Career Development Plan: How to Build One That Helps You Move Forward

Mona Minaie
Author
Learn how to create a career development plan with clear goals, skill priorities, and a simple action plan you can review each month.
If you want to grow into a new role, earn a promotion, or make a career change, a career development plan gives you something concrete to work from. At minimum, it should answer five questions: where you want to go, what skills you need, what gaps you need to close, what actions you will take next, and when you will review progress.
This guide walks through a practical way to build that plan without turning it into a vague wish list.
What a career development plan includes
A useful career development plan usually has:
- A target role or direction
- A realistic timeline
- A short list of skills or experience gaps
- Specific actions for the next 30, 60, or 90 days
- Support systems such as a manager, mentor, course, or portfolio project
- Review points so the plan stays current
If your plan does not lead to a next action on your calendar, it is probably still too broad.
How to create a career development plan
1. Choose the role or outcome you want
Start with one clear direction. That could be:
- Move from coordinator to manager
- Shift from customer support to product operations
- Become interview-ready for data analyst roles
Be specific enough that you can compare your current profile with the target.
2. Assess your current position
Write down what you already have:
- Relevant experience
- Transferable skills
- Results you can prove
- Tools, certifications, or domain knowledge
Then list what is missing. Review job descriptions for the roles you want and look for repeated requirements. This gives you a practical gap analysis instead of guesswork.
3. Set one long-term goal and a few short-term goals
Your long-term goal is the destination. Your short-term goals should show progress within the next few months.
Example:
- Long-term goal: move into a project manager role within 12 months
- Short-term goal: complete one project management course this quarter
- Short-term goal: lead one cross-functional project at work
- Short-term goal: update resume bullets to show planning, coordination, and delivery
Keep short-term goals small enough to finish and measure.
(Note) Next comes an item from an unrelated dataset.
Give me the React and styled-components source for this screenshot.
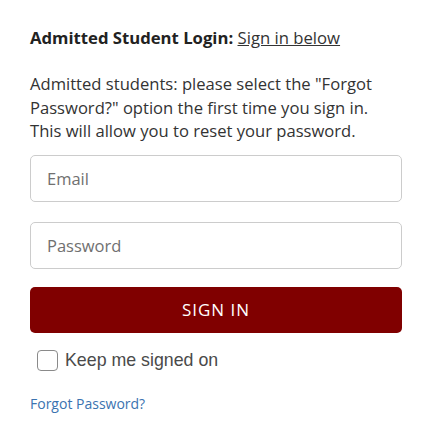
import React from 'react'
import styled, { createGlobalStyle } from 'styled-components'

const GlobalStyle = createGlobalStyle`
  body {
    margin: 0;
    background: #fff;
    font-family: "Open Sans", "Noto Sans", sans-serif;
    color: #333;
  }
`

const Wrapper = styled.div`
  width: 372px;
  padding: 26px 30px 0 30px;
`

const Heading = styled.p`
  margin: 0 0 22px 0;
  font-size: 16.7px;
  line-height: 24px;
  color: #222;
`

const Strong = styled.strong`
  font-weight: 700;
`

const Link = styled.a`
  color: #333;
  text-decoration: underline;
`

const Text = styled.p`
  margin: 0 0 12px 0;
  font-size: 16.6px;
  line-height: 23.5px;
  color: #333;
`

const Form = styled.form`
  display: flex;
  flex-direction: column;
`

const Input = styled.input`
  box-sizing: border-box;
  height: 47px;
  width: 100%;
  margin: 0 0 ${p => p.$gap}px 0;
  padding: 0 16px;
  border: 1px solid #ccc;
  border-radius: 5px;
  font-family: "Open Sans", "Noto Sans", sans-serif;
  font-size: 16.5px;
  color: #333;
  &::placeholder {
    color: #707070;
  }
`

const Button = styled.button`
  height: 46px;
  margin: 0;
  border: none;
  border-radius: 5px;
  background: #800000;
  color: #fff;
  font-family: "Open Sans", "Noto Sans", sans-serif;
  font-size: 17px;
  letter-spacing: 1px;
  text-transform: uppercase;
`

const CheckRow = styled.label`
  display: flex;
  align-items: center;
  gap: 7px;
  margin: 17px 0 0 7px;
  font-family: "Liberation Sans", Arial, sans-serif;
  font-size: 17.8px;
  color: #4a4a4a;
`

const Box = styled.span`
  box-sizing: border-box;
  width: 21px;
  height: 21px;
  border: 1px solid #8a8a8a;
  border-radius: 4px;
  background: #fff;
`

const Forgot = styled.a`
  display: block;
  margin-top: 23px;
  font-family: "Open Sans", "Noto Sans", sans-serif;
  font-size: 14px;
  color: #3b73b0;
  text-decoration: none;
`

export default function App() {
  return (
    <>
      <GlobalStyle />
      <Wrapper>
        <Heading>
          <Strong>Admitted Student Login:</Strong> <Link href="#">Sign in below</Link>
        </Heading>
        <Text>
          Admitted students: please select the "Forgot Password?" option the first time you sign in. This will allow you to reset your password.
        </Text>
        <Form onSubmit={e => e.preventDefault()}>
          <Input type="email" placeholder="Email" $gap={20} />
          <Input type="password" placeholder="Password" $gap={18} />
          <Button type="submit">Sign In</Button>
        </Form>
        <CheckRow>
          <Box />
          Keep me signed on
        </CheckRow>
        <Forgot href="#">Forgot Password?</Forgot>
      </Wrapper>
    </>
  )
}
4. Turn each goal into actions
This is the part most people skip. Replace general statements with actions that can be scheduled.
Instead of:
- Improve leadership skills
Use:
- Ask to run the weekly status meeting for the next 6 weeks
- Shadow a team lead during sprint planning
- Write one end-of-project summary that shows outcomes and lessons learned
Good action items are clear, time-bound, and tied to evidence you can later use in your resume or interviews.
5. Decide what support you need
Career growth usually moves faster when you add structure around it. That might include:
- A mentor who already works in the target role
- A manager who can delegate stretch projects
- A course that fills a real skill gap
- A job tracker to organize applications, follow-ups, and resume versions
Choose support that matches the gap. Do not sign up for a course if what you actually need is hands-on practice.
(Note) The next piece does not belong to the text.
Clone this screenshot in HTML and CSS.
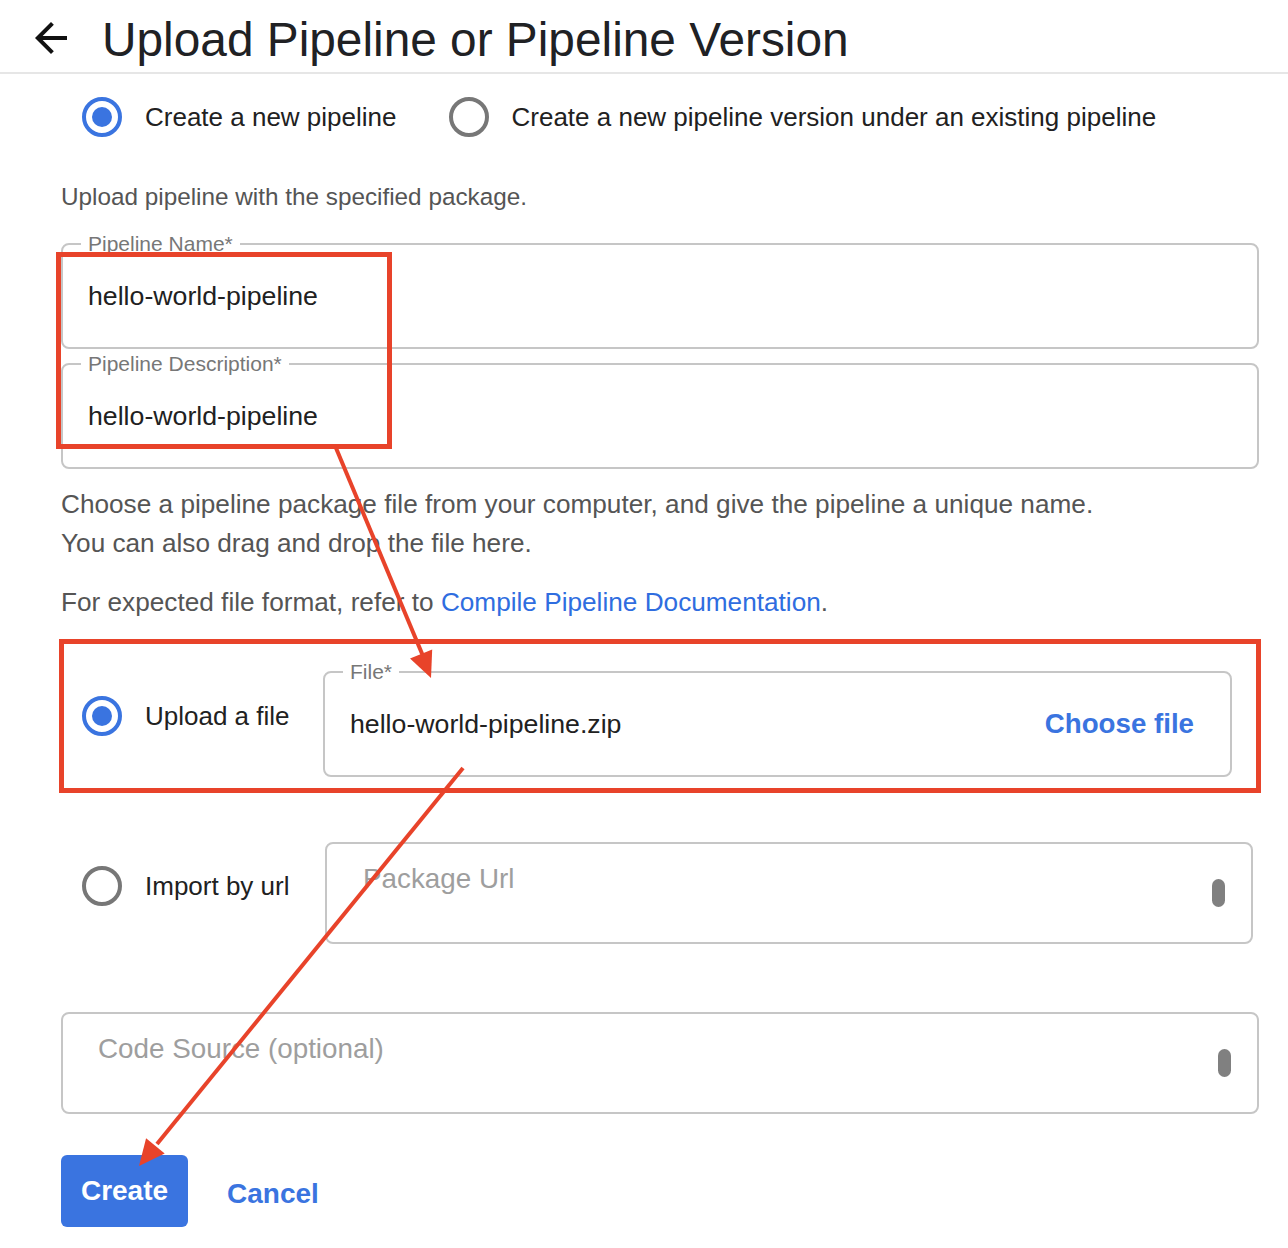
FILE: index.html
```html
<!DOCTYPE html>
<html lang="en">
<head>
<meta charset="utf-8">
<title>Upload Pipeline or Pipeline Version</title>
<link rel="stylesheet" href="styles.css">
</head>
<body>
  <header class="topbar">
    <svg class="back" viewBox="0 0 24 24" aria-hidden="true"><path d="M20 11H7.83l5.59-5.59L12 4l-8 8 8 8 1.41-1.41L7.83 13H20v-2z"/></svg>
    <h1 class="title">Upload Pipeline or Pipeline Version</h1>
  </header>

  <main class="content">
    <div class="mode-row">
      <label class="option"><span class="radio checked"></span><span class="option-label">Create a new pipeline</span></label>
      <label class="option option-second"><span class="radio"></span><span class="option-label">Create a new pipeline version under an existing pipeline</span></label>
    </div>

    <p class="hint">Upload pipeline with the specified package.</p>

    <fieldset class="field">
      <legend>Pipeline Name*</legend>
      <div class="value">hello-world-pipeline</div>
    </fieldset>

    <fieldset class="field field-desc">
      <legend>Pipeline Description*</legend>
      <div class="value">hello-world-pipeline</div>
    </fieldset>

    <p class="info">Choose a pipeline package file from your computer, and give the pipeline a unique name.<br>You can also drag and drop the file here.</p>
    <p class="info info-format">For expected file format, refer to <a class="doc-link" href="#">Compile Pipeline Documentation</a>.</p>

    <div class="source-row upload-row">
      <label class="option source-option"><span class="radio checked"></span><span class="option-label">Upload a file</span></label>
      <fieldset class="field file-field">
        <legend>File*</legend>
        <div class="value file-value"><span>hello-world-pipeline.zip</span><button class="choose" type="button">Choose file</button></div>
      </fieldset>
    </div>

    <div class="source-row url-row">
      <label class="option source-option"><span class="radio"></span><span class="option-label">Import by url</span></label>
      <div class="box url-box"><span class="placeholder">Package Url</span><span class="handle"></span></div>
    </div>

    <div class="box code-box"><span class="placeholder">Code Source (optional)</span><span class="handle"></span></div>

    <div class="actions">
      <button class="btn-primary" type="button">Create</button>
      <button class="btn-link" type="button">Cancel</button>
    </div>
  </main>

  <div class="annotations" aria-hidden="true">
    <div class="mark mark-fields"></div>
    <div class="mark mark-upload"></div>
    <svg class="arrows" viewBox="0 0 1288 1248" width="1288" height="1248">
      <line x1="336" y1="448" x2="423" y2="656" />
      <polygon points="431,678 410,658.6 432.2,649.4" />
      <line x1="463" y1="768" x2="157" y2="1144" />
      <polygon points="139,1166 146.1,1138.2 164.7,1153.4" />
    </svg>
  </div>
</body>
</html>
```

FILE: styles.css
```css
* { box-sizing: border-box; }

html, body { margin: 0; padding: 0; }

body {
  position: relative;
  width: 1288px;
  min-height: 1248px;
  font-family: "Liberation Sans", Arial, Helvetica, sans-serif;
  color: #212121;
  background: #ffffff;
}

/* Header */
.topbar {
  display: flex;
  align-items: center;
  height: 74px;
  padding-left: 27px;
  border-bottom: 2px solid #e6e6e6;
}
.back {
  width: 48px;
  height: 48px;
  margin-top: 4px;
  fill: #111111;
  flex: none;
}
.title {
  margin: 7px 0 0 27px;
  font-size: 47.8px;
  font-weight: 400;
  line-height: 56px;
  color: #202124;
}

/* Content */
.content {
  padding: 0 29px 0 61px;
}

.mode-row {
  display: flex;
  align-items: center;
  margin-top: 23px;
  padding-left: 21px;
  height: 40px;
}
.option {
  display: flex;
  align-items: center;
  gap: 23px;
  font-size: 26px;
  line-height: 30px;
  color: #212121;
}
.option-second { margin-left: 52px; }

.radio {
  flex: none;
  width: 40px;
  height: 40px;
  border-radius: 50%;
  border: 4px solid #777777;
  display: grid;
  place-items: center;
}
.radio.checked { border-color: #3a74e0; }
.radio.checked::after {
  content: "";
  width: 20px;
  height: 20px;
  border-radius: 50%;
  background: #3a74e0;
}

.hint {
  margin: 46px 0 0;
  font-size: 24.3px;
  line-height: 28px;
  color: #555555;
}

/* Outlined fields */
.field {
  margin: 22px 0 0;
  padding: 0 18px;
  border: 2px solid #c6c6c6;
  border-radius: 8px;
  min-width: 0;
}
.field legend {
  padding: 0 7px;
  font-size: 21px;
  line-height: 22px;
  color: #777777;
}
.field-desc { margin-top: 4px; }
.value {
  padding: 26px 7px 36px;
  font-size: 26.7px;
  line-height: 30px;
  color: #212121;
}

.info {
  margin: 16px 0 0;
  font-size: 26.2px;
  line-height: 39px;
  color: #555555;
}
.info-format { margin-top: 20px; }
.doc-link {
  color: #2f6de0;
  text-decoration: none;
}

/* Source rows */
.source-row {
  display: flex;
  align-items: center;
}
.source-option {
  flex: 0 0 262px;
  padding-left: 21px;
}
.upload-row { margin-top: 39px; }
.upload-row .source-option { margin-bottom: 6px; }
.file-field {
  flex: 1;
  margin: 0 27px 0 0;
  padding-right: 29px;
}
.file-value {
  display: flex;
  align-items: center;
  justify-content: space-between;
}
.choose {
  border: 0;
  padding: 0;
  background: none;
  font-family: inherit;
  font-size: 27.7px;
  font-weight: 700;
  line-height: 30px;
  color: #3a74e0;
}

.url-row { margin-top: 65px; }
.url-row .source-option { margin-bottom: 14px; }

.box {
  display: flex;
  justify-content: space-between;
  height: 102px;
  border: 2px solid #c6c6c6;
  border-radius: 8px;
}
.url-box {
  flex: 1;
  margin: 0 6px 0 2px;
  padding: 20px 26px 0 36px;
}
.code-box {
  margin-top: 68px;
  padding: 20px 26px 0 35px;
}
.placeholder {
  font-size: 27.8px;
  line-height: 30px;
  color: #9e9e9e;
}
.handle {
  align-self: center;
  width: 13px;
  height: 28px;
  margin-top: -20px;
  border-radius: 7px;
  background: #808080;
}

/* Actions */
.actions {
  display: flex;
  align-items: center;
  gap: 39px;
  margin-top: 41px;
}
.btn-primary {
  width: 127px;
  height: 72px;
  border: 0;
  border-radius: 6px;
  background: #3a74e0;
  color: #ffffff;
  font-family: inherit;
  font-size: 28px;
  font-weight: 700;
}
.btn-link {
  border: 0;
  padding: 0;
  margin-top: 5px;
  background: none;
  color: #3a74e0;
  font-family: inherit;
  font-size: 28px;
  font-weight: 700;
}

/* Annotation overlay */
.annotations {
  position: absolute;
  inset: 0;
  pointer-events: none;
}
.mark {
  position: absolute;
  border: 5px solid #e8432a;
}
.mark-fields {
  left: 56px;
  top: 252px;
  width: 336px;
  height: 197px;
}
.mark-upload {
  left: 59px;
  top: 639px;
  width: 1202px;
  height: 154px;
}
.arrows {
  position: absolute;
  left: 0;
  top: 0;
}
.arrows line {
  stroke: #e8432a;
  stroke-width: 4;
}
.arrows polygon {
  fill: #e8432a;
}
```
6. Review and adjust every month
Your plan should change when your priorities change. A quick monthly review is enough for most job seekers and early-career professionals.
Ask:
- What did I finish?
- What got delayed?
- What proof of progress do I now have?
- Has my target role changed?
- What are the next three actions?
That review keeps the plan useful instead of static.
Simple career development plan template
You can copy this structure into a document or notes app:
- Target role:
- Timeline:
- Current strengths:
- Skill or experience gaps:
- Top 3 priorities for this quarter:
- Actions for the next 30 days:
- Resources or support needed:
- Evidence to collect:
- Next review date:
The "evidence to collect" line matters. It reminds you to track wins, projects, metrics, and feedback you can later use on your resume, LinkedIn profile, or interview answers.
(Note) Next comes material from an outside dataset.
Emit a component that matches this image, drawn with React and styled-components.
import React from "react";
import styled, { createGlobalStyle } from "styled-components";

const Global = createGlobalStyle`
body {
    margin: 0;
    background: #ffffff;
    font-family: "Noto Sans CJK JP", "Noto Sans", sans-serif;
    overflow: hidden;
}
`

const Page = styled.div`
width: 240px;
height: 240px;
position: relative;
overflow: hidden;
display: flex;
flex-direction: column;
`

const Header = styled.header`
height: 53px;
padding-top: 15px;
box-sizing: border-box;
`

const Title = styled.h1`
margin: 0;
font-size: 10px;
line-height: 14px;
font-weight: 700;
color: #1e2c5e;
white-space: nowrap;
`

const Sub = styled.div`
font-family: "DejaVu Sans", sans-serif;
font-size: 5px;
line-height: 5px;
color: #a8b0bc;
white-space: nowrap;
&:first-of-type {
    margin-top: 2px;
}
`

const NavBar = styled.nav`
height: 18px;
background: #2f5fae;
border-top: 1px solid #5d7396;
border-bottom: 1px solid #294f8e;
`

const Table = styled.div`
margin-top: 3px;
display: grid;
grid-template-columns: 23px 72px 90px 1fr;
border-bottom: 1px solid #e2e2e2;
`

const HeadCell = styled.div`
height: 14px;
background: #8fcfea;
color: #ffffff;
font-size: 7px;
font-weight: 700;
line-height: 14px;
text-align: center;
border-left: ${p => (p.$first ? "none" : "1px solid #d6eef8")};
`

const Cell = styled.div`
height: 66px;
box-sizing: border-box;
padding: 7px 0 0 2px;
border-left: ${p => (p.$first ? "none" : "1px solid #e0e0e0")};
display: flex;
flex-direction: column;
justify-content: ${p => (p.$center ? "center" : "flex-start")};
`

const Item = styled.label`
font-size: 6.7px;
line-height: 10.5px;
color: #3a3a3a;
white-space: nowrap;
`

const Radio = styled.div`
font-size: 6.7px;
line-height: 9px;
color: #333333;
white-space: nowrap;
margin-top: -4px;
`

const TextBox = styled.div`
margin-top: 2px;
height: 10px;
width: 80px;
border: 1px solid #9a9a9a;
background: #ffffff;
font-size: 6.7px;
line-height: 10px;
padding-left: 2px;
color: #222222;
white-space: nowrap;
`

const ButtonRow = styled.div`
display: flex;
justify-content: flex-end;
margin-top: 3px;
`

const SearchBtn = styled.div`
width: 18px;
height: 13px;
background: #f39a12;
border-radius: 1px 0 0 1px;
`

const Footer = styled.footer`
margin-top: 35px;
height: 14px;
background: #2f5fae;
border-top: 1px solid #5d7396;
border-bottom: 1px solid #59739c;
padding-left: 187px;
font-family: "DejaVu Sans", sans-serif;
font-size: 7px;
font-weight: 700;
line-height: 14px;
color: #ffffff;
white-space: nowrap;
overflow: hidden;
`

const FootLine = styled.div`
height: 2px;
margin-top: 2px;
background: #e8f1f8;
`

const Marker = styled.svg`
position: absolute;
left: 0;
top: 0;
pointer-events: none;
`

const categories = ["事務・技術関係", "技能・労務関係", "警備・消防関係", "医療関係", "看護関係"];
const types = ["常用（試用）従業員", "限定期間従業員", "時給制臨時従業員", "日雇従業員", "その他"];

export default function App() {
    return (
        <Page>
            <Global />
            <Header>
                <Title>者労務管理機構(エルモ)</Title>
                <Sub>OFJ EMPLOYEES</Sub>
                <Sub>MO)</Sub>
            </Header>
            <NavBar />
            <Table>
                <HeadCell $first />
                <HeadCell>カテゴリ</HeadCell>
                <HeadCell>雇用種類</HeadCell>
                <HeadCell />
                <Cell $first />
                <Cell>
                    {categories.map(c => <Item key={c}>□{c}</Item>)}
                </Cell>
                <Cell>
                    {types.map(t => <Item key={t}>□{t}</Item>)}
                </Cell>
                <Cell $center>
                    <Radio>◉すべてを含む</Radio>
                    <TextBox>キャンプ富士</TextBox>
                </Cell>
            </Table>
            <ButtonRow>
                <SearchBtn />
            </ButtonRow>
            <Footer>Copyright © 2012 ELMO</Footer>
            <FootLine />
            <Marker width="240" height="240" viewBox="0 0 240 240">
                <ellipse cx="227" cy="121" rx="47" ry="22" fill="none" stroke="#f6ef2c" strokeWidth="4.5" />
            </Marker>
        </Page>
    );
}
Career development plan example
Here is a simple example for someone moving from marketing coordinator to marketing manager:
- Target role: marketing manager within 12 months
- Current strengths: campaign coordination, email marketing, reporting
- Gaps: people leadership, budget ownership, strategy presentation
- Priority 1: lead one campaign from planning to reporting
- Priority 2: present monthly performance updates to leadership
- Priority 3: learn basic budget planning
Next 30 days:
- Ask manager for ownership of one campaign workstream
- Build a slide deck summarizing last quarter's results
- Complete one short budget planning course
- Rewrite resume bullets to show outcomes, not just tasks
That plan is useful because it connects career growth to visible proof.
How this connects to your job search
If you are actively applying, your career development plan should improve your application materials too. The same gaps you identify in the plan can help you:
- Tailor your resume to target roles
- Choose better examples for interviews
- Decide which projects belong on LinkedIn
- Focus your networking on the right people and teams
Minova can help with the execution side of that work by showing how your resume matches a target role, where important keywords are missing, and which experience points need stronger wording.
Frequently asked questions
How often should I update a career development plan?
Review it monthly and make larger updates when your target role, industry, or work situation changes.
What is the difference between a career development plan and a professional development plan?
They are often used interchangeably. In practice, a career development plan usually focuses more on role progression and long-term direction, while a professional development plan may focus more narrowly on skill building.
What makes a career development plan effective?
Clarity, realistic priorities, scheduled actions, and proof of progress. If you can measure movement and explain what you learned, the plan is doing its job.